I bowed my head and let my shoulders slump forward. I really hated the stockyards.
At least I was a decent rider and wouldn’t embarrass myself riding into town with Warren Cahill and George Larson, the other two co-owners of the ranch. George was about twenty years older than Papa, while Warren was relatively close to Papa’s age. They were partners for as long as I could remember. If there was ever a disagreement, Papa got the deciding vote, as he had the largest stake in the ranch. He stayed out of the horse business. That was Uncle Adam’s alone.
I sighed and returned to sorting through the mail and paying the bills. It was more interesting than dwelling on the trip to the stockyards.
The next morning, I donned my only pair of denim pants and a cotton button-down shirt. Most of my clothes were nice suits, which I preferred over the getup I had to wear to the stockyards.
Papa did not join us for breakfast that morning. He wasn’t feeling too well from his encounter with that bull. I ate quickly and headed out to the barn to saddle my horse.
When I arrived at the barn, Aunt Julia finished saddling up her horse. She tied her long brown curly hair back with a ribbon. She wore her cowgirl hat and split skirt. I figured she was gonna help us bring back whatever cattle we purchased.
After I saddled my pinto gelding, Bailey, I joined Aunt Julia, Warren, and Georgie.

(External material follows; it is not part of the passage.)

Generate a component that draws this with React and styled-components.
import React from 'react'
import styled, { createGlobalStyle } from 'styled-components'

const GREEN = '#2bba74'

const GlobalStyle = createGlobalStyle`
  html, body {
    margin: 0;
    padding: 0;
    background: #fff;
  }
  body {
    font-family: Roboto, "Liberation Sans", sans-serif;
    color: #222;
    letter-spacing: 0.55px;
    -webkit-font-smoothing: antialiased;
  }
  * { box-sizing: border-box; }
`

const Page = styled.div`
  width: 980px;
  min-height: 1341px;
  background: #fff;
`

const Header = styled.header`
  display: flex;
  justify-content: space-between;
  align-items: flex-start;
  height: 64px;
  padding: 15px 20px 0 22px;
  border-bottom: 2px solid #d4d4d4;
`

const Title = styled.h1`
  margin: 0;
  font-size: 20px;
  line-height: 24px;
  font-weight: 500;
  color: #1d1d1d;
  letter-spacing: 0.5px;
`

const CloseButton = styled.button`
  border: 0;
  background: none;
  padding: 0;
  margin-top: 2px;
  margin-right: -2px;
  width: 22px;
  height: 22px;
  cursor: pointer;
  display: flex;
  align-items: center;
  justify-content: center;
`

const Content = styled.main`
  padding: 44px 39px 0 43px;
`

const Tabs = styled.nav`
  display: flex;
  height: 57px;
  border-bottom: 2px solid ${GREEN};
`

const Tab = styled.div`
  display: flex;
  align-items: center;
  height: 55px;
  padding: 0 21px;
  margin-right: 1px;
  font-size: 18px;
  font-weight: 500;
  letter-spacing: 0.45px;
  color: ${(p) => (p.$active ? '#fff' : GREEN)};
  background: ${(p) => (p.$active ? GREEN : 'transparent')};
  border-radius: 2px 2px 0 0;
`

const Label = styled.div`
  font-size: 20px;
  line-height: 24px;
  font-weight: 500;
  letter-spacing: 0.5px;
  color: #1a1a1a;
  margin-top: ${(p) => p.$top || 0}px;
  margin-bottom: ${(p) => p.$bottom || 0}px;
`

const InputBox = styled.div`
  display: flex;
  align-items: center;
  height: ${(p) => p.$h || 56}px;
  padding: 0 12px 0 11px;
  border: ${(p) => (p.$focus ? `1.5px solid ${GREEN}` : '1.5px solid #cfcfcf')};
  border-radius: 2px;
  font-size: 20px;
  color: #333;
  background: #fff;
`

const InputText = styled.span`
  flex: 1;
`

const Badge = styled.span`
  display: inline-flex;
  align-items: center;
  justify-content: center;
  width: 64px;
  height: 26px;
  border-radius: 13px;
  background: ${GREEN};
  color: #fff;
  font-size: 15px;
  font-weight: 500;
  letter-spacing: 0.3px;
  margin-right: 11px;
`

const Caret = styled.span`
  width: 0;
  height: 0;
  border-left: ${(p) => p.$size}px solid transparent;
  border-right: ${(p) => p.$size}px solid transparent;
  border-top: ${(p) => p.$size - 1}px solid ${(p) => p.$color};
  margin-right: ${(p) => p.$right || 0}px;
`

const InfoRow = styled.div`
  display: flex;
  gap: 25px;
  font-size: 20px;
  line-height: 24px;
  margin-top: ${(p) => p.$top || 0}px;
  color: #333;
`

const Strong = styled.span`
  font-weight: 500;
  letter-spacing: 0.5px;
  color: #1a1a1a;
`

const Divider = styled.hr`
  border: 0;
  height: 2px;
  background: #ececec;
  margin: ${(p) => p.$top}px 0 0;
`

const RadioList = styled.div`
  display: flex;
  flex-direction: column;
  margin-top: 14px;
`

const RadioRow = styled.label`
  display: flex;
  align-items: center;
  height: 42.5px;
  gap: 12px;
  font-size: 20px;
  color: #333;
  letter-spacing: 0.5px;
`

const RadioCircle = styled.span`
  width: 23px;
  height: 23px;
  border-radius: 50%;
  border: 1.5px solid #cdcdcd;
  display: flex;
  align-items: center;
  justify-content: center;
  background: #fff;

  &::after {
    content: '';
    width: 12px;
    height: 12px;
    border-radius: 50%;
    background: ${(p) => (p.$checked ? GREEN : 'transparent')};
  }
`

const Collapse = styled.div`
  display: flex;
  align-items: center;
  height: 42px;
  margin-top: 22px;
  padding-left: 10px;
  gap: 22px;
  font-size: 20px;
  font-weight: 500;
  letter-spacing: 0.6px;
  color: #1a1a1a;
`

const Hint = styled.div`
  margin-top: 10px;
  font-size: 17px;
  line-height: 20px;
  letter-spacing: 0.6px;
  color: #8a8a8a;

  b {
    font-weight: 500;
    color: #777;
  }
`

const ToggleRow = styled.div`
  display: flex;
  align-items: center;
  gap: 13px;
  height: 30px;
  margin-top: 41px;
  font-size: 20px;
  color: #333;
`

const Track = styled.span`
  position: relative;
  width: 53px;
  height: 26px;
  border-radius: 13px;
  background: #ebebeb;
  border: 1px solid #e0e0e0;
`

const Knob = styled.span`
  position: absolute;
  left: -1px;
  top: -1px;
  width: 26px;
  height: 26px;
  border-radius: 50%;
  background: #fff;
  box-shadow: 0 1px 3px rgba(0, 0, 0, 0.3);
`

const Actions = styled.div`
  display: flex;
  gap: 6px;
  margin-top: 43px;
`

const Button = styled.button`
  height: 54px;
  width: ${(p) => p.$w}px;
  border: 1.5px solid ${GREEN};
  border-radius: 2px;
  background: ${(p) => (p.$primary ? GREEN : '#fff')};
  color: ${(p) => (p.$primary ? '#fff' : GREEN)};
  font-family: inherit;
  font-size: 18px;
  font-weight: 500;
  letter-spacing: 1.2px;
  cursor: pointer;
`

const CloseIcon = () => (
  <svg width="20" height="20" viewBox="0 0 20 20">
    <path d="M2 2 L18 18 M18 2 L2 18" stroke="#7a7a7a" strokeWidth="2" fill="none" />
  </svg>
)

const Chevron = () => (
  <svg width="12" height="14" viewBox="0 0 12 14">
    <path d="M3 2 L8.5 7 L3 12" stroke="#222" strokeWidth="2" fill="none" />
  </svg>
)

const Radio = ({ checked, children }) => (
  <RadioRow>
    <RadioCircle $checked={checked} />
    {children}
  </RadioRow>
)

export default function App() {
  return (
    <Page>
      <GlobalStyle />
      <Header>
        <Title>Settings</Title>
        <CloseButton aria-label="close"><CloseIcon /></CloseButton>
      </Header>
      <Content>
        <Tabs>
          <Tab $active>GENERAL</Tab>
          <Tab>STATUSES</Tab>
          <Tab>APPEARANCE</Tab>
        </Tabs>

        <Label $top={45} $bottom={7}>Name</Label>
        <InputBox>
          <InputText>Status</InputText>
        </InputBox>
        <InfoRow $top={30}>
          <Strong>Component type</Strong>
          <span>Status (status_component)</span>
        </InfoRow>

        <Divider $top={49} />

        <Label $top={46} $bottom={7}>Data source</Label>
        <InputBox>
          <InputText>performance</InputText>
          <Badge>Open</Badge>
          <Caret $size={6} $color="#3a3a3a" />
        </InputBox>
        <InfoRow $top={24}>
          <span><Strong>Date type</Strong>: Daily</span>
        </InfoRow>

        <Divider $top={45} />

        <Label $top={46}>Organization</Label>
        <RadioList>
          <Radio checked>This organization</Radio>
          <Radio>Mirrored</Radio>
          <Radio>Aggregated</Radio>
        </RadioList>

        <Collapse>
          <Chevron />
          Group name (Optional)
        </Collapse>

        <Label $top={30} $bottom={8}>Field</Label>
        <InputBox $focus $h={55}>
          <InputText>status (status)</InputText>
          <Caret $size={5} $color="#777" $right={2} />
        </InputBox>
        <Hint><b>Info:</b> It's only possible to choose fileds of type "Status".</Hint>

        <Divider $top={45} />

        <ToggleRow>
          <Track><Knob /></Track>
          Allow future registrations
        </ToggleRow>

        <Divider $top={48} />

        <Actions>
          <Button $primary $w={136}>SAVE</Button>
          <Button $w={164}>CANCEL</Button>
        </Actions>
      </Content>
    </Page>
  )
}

“Where’s George?” I asked.
“He’s sick, so he asked me to take care of things,” Georgie said. Georgie was George’s oldest son and my aunt Julia’s brother-in-law. Looked like we had plenty of representation from the Larson clan.
Two of the cowboys joined us. I was grateful for it. Hopefully, I wouldn’t have to do much of anything besides pay for the stock.

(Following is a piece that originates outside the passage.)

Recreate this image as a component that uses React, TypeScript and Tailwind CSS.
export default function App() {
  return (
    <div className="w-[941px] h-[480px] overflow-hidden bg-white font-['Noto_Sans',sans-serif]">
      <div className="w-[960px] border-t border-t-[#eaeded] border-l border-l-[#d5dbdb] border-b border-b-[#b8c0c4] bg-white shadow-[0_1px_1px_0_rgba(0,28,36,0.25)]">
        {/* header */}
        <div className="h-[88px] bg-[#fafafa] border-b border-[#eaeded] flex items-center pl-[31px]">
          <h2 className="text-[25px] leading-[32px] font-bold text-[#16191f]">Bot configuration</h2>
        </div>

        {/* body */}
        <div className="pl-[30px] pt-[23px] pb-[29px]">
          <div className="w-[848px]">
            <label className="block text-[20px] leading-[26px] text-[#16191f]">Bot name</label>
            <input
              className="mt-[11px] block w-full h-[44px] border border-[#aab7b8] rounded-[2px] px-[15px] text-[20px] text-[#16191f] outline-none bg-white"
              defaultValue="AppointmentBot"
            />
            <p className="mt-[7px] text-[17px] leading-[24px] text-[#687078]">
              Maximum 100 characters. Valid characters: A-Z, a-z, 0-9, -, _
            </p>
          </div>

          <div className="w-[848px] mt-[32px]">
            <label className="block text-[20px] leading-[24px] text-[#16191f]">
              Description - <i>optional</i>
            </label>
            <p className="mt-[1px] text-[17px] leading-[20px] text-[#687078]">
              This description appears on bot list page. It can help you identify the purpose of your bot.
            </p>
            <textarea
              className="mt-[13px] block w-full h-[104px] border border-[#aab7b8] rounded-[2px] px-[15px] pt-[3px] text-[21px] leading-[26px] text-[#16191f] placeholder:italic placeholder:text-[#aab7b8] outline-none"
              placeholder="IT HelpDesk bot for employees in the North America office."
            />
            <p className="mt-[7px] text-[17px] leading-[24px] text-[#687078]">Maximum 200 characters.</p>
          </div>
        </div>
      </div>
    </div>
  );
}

An hour later, the six of us arrived at the stockyards north of Prescott. I excused myself to mail the letter to E. M. Thatcher before I returned to the stockyards. When I got back, Warren examined several heifers and bulls. Their plan was to buy a new bull to replace the ornery sucker that gouged Papa’s leg yesterday.
“You look like a real cattleman,” Aunt Julia teased me as she propped a leg on the rail of the corral and pulled my cowboy hat a little lower on my head.
I pushed my hat back up to where I liked it. “I grew up on a ranch.”
“Yeah, most days it doesn’t seem like it. You think you could run the place if anything were to happen to Will?”
My stomach tightened, and my throat constricted. “Nothing is gonna happen to Papa.”
“Not now. But someday he’s gonna want to stop working so hard.”
Warren and Georgie waved me over. Aunt Julia followed beside me.
“I think this bull is the best choice,” Warren said.
Aunt Julia entered the pen to look the creature over. I stayed outside of it. She always had been fearless.
“I think he’s sound,” she said when she stepped out of the pen.
When they asked my opinion, my tongue tied up in knots. I think I managed an intelligent answer, since none of them looked at me like I was crazy. The three of them selected five heifers in all.
I paid the stockyard owner and joined them on my horse. Then we drove the cattle the back way to the ranch. When I say we, I really mean everyone but me. I kept Bailey near enough to the back of the cattle but contributed little in the way of help.
I never did like the back way to the ranch. Something about coming to the ranch from the northwest never felt right. It was more than that. I got downright anxious, sweaty palms, sweaty neck, shallow breaths. It just unsettled me in a way that made no rational sense.
When we drove the cattle down into the valley, I parted ways with everyone else. Julia, Warren, and Georgie drove the bull into the pen by the barn while the cowboys took the heifers out with the rest of the herd. I took Bailey into the barn and brushed him down, glad to be home.
As soon as I was done, I changed back into my normal clothes and set about my normal job.